Abbiamo già avuto occasione in precedenza di scrivere su questo argomento importante e quindi ci ritorniamo. Riportiamo alcune considerazioni emerse nel corso del primo di una serie di incontri organizzati da Ledha (Lega per i diritti delle persone con disabilità) sul tema della presa in carico della persona disabile. In questo incontro, al quale anche l’associazione Il Gabbiano era presente , si è parlato della Convenzione ONU sui diritti delle persone con disabilità. Questo documento, firmato anche dall’Italia nel marzo 2007 a New York, mira a impegnare la comunità internazionale perché sia garantito anche alla persona disabile il pieno godimento di tutti i diritti umani e sia praticato il principio di uguaglianza delle opportunità. Perché i diritti umani restino diritti e non diventino invece privilegi, essi devono valere per tutti, sia per chi ne è consapevole, sia per chi non lo è, e devono ovviamente valere anche per le persone con disabilità. Ma cos’è la disabilità? La Convenzione ONU ne dà una definizione che fa riflettere: essa è un concetto in evoluzione, “il risultato dell’interazione tra persone con menomazioni e barriere comportamentali ed ambientali, che impediscono la loro piena ed effettiva partecipazione alla società sulla base di eguaglianza con gli altri”. La disabilità non è quindi una qualità della persona. Poniamo il caso di un individuo che non abbia l’uso delle gambe. La disabilità non è data dalla menomazione in sé, ma dal fatto che la persona incontri nella sua vita quotidiana delle barriere (architettoniche e non) che gli impediscono di spostarsi per la città, lavorare, avere una vita di relazione ecc. Se questa persona viene invece messa nelle condizioni di una piena partecipazione alla società, essa cessa di essere disabile. In questa ottica non è la società ad avere un problema: è la società stessa ad essere un problema: è la società stessa ad essere un problema per la persona con disabiilità.
La Convenzione ONU chiarisce che è quindi preciso compito della società “promuovere, proteggere ed assicurare il pieno godimento diritto di tutti i diritti umani e le libertà fondamentali da parte delle persone con disabilità e favorire il rispetto della loro intrinseca dignità”.

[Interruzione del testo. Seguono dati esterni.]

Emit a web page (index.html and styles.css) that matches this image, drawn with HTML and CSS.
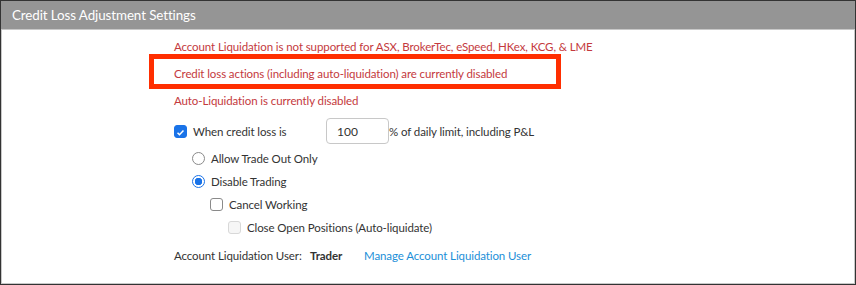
FILE: index.html
```html
<!DOCTYPE html>
<html lang="en">
<head>
    <meta charset="UTF-8">
    <title>Credit Loss Adjustment Settings</title>
    <link rel="stylesheet" href="styles.css">
</head>
<body>
    <div class="panel">
        <div class="panel-header">Credit Loss Adjustment Settings</div>
        <div class="panel-body">
            <div class="msg">Account Liquidation is not supported for ASX, BrokerTec, eSpeed, HKex, KCG, &amp; LME</div>
            <div class="msg msg-flagged">Credit loss actions (including auto-liquidation) are currently disabled</div>
            <div class="msg">Auto-Liquidation is currently disabled</div>

            <div class="row row-limit">
                <span class="check checked">
                    <svg viewBox="0 0 13 13" width="13" height="13"><path d="M3 6.8l2.3 2.3L10 4.2" fill="none" stroke="#fff" stroke-width="1.8"/></svg>
                </span>
                <span class="label-fixed">When credit loss is</span>
                <input class="limit-input" type="text" value="100">
                <span>% of daily limit, including P&amp;L</span>
            </div>

            <div class="row indent-1 first-option">
                <span class="radio"></span>
                <span>Allow Trade Out Only</span>
            </div>
            <div class="row indent-1">
                <span class="radio selected"></span>
                <span>Disable Trading</span>
            </div>
            <div class="row indent-2">
                <span class="check"></span>
                <span>Cancel Working</span>
            </div>
            <div class="row indent-3">
                <span class="check disabled"></span>
                <span>Close Open Positions (Auto-liquidate)</span>
            </div>

            <div class="row row-user">
                <span class="user-label">Account Liquidation User:</span>
                <span class="user-name">Trader</span>
                <a class="user-link" href="#">Manage Account Liquidation User</a>
            </div>
        </div>
    </div>
</body>
</html>
```

FILE: styles.css
```css
body {
    margin: 0;
    font-family: Lato, "Open Sans", sans-serif;
    font-size: 11.5px;
    letter-spacing: -0.1px;
    color: #333;
    background: #fff;
}

.panel {
    width: 856px;
    height: 285px;
    box-sizing: border-box;
    border: 1px solid #333;
    box-shadow: inset 0 0 0 1px #c8c8c8;
    position: relative;
}

.panel-header {
    height: 28px;
    line-height: 28px;
    background: #959595;
    color: #fff;
    font-size: 13.4px;
    padding-left: 11px;
    border-bottom: 1px solid #c8c8c8;
}

.panel-body {
    padding: 9px 0 0 173px;
    position: relative;
}

.msg {
    color: #c4393d;
    height: 27px;
    line-height: 16px;
}

.msg-flagged {
    position: relative;
}

/* highlight annotation drawn over the message */
.msg-flagged::after {
    content: "";
    position: absolute;
    left: -25px;
    top: -12px;
    width: 402px;
    height: 25px;
    border: 5px solid #ff2e00;
}

.row {
    display: flex;
    align-items: center;
    height: 23px;
    white-space: nowrap;
}

.row-limit {
    margin-top: -3px;
    height: 28px;
}

.label-fixed {
    width: 133px;
}

.limit-input {
    width: 63px;
    height: 26px;
    box-sizing: border-box;
    border: 1px solid #c8c8c8;
    border-radius: 4px;
    padding: 0 10px;
    font-family: inherit;
    font-size: 12px;
    color: #333;
}

.indent-1 { padding-left: 18px; }
.indent-2 { padding-left: 36px; }
.indent-3 { padding-left: 54px; height: 22px; }

.first-option { margin-top: 2px; }

.check {
    width: 13px;
    height: 13px;
    box-sizing: border-box;
    border: 1px solid #8a8a8a;
    border-radius: 3px;
    margin-right: 6px;
    display: flex;
    flex-shrink: 0;
}

.check.checked {
    background: #1a73e8;
    border-color: #1a73e8;
}

.check.disabled {
    border-color: #d8d8d8;
    background: #f6f6f6;
}

.radio {
    width: 13px;
    height: 13px;
    box-sizing: border-box;
    border: 1px solid #8a8a8a;
    border-radius: 50%;
    margin-right: 6px;
    flex-shrink: 0;
}

.radio.selected {
    border: 1px solid #1a73e8;
    background: radial-gradient(circle, #1a73e8 0 3.5px, #fff 4px);
}

.row-user {
    margin-top: 5px;
    height: 24px;
}

.user-label {
    width: 136px;
}

.user-name {
    font-weight: bold;
    width: 56px;
    margin-right: -2px;
}

.user-link {
    color: #1b8fd8;
    text-decoration: none;
}
```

Ne consegue che “ogni forma di distinzione, esclusione o restrizione sulla base della disabilità che abbia lo scopo o l’effetto di compromettere
o annullare il godimento, allo stesso livello degli altri, di tutti i diritti umani e le libertà fondamentali nel settore politico, economico, sociale, culturale, civile e in ogni altro ambito” è una discriminazione. Ogni trattamento differenziato della persona con disabilità senza una giustificazione è quindi una discriminazione. E ogni discriminazione è una violazione dei diritti umani. La Convenzione indica chiaramente che la discriminazione include anche il rifiuto di apportare “accomodamenti ragionevoli”, cioè quelle modifiche o adattamenti che non impongono un onere sproporzionato o eccessivo, ma che consentirebbero l’esercizio da parte della persona dei propri diritti. Se interventi grossi, complessi e costosi richiedono purtroppo tempi lunghi, è altrettanto vero che la vita delle persone disabili potrebbe già incominciare a migliorare grazie a piccoli possibili accorgimenti che spesso non vengono adottati solo per ignoranza, incuranza o scarsa sensibilità.
La strada che porta al pieno godimento dei diritti umani da parte delle persone disabili è sicuramente ancora lunga e in salita, ma quello che la Convenzione sottolinea è che questa battaglia non è una possibilità, ma un dovere della società nel suo complesso, e di ciascuno di noi.